= Bertha Skye =

Cree Canadian chef, entrepreneur, and elder

Bertha Skye (born 1932 on Ahtahkakoop Cree Nation) is a Cree Canadian chef, entrepreneur, and elder. In 1992, she competed in the Culinary Olympics, where her Three Sisters soup won gold. She has also served as an Elder-in-Residence at multiple post-secondary institutions in Ontario.

== Early life ==
Fraser was born in 1932 on Ahtahkakoop Cree Nation in Saskatchewan to a Cree mother and Métis father.

Growing up during the Great Depression, Fraser, along with most others in her community, experienced food insecurity. Because of this food insecurity, her parents moved off-reserve so they could grow their own vegetables. This decision benefited Fraser as she was not forced into residential schooling like other children on the reserve.

== Career ==
In 1947, Fraser began working as a cook at the Prince Albert residential school, where she aimed to ensure every child received adequate nutrition despite the difficult conditions. Later, she took a similar job at a residential school in Norway House, Manitoba. However, she stayed only a year before returning to Prince Albert, then transferred to the Bishop Horden Memorial Residential School in Moose Factory, Ontario, where she met her husband, Herbert Skye.

After relocating to Six Nations of the Grand River, Skye started a catering and crafts business.

Skye also sat on the board for the Six Nations Health Foundation.

=== Culinary Olympics ===
In 1992, Skye was selected to participate in the Culinary Olympics as the only woman on Canada's first all-Indigenous team. The team won the competition with 11 medals, including a gold for Skye's Three Sisters soup.
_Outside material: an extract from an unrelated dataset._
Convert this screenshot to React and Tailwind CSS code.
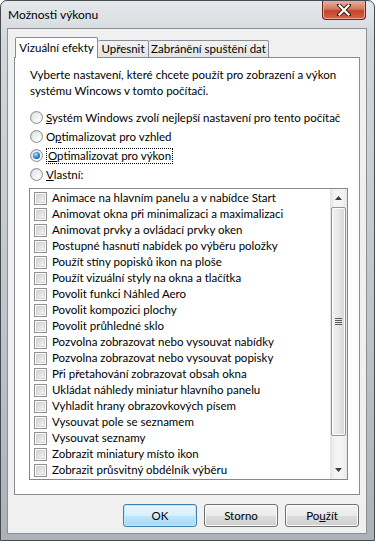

=== Elder-in-Residence ===
Skye has served as Elder in Residence at multiple post-secondary education institutions in Ontario, including Sheridan College, McMaster University, and Mohawk College. In this position, she guided administrators on implementing and improving Indigenous programs, as well as supporting Indigenous students.

Upon the opening of Sheridan College's Centre for Indigenous Learning and Support in 2015, Skye became a member of the university's Indigenous Education Council.

== Honors ==
Skye was inducted into Hamilton's Gallery of Distinction in 2019.

== Personal life ==
Skye met her husband, Hubert Skye, while working in Moose Jaw, Ontario. Hubert taught at the residential school and secretly taught children the Cayuga language. Two years later, the couple permanently resettled in Six Nations of the Grand River, where they eventually raised their five children and helped care for their grandchildren and great-grandchildren.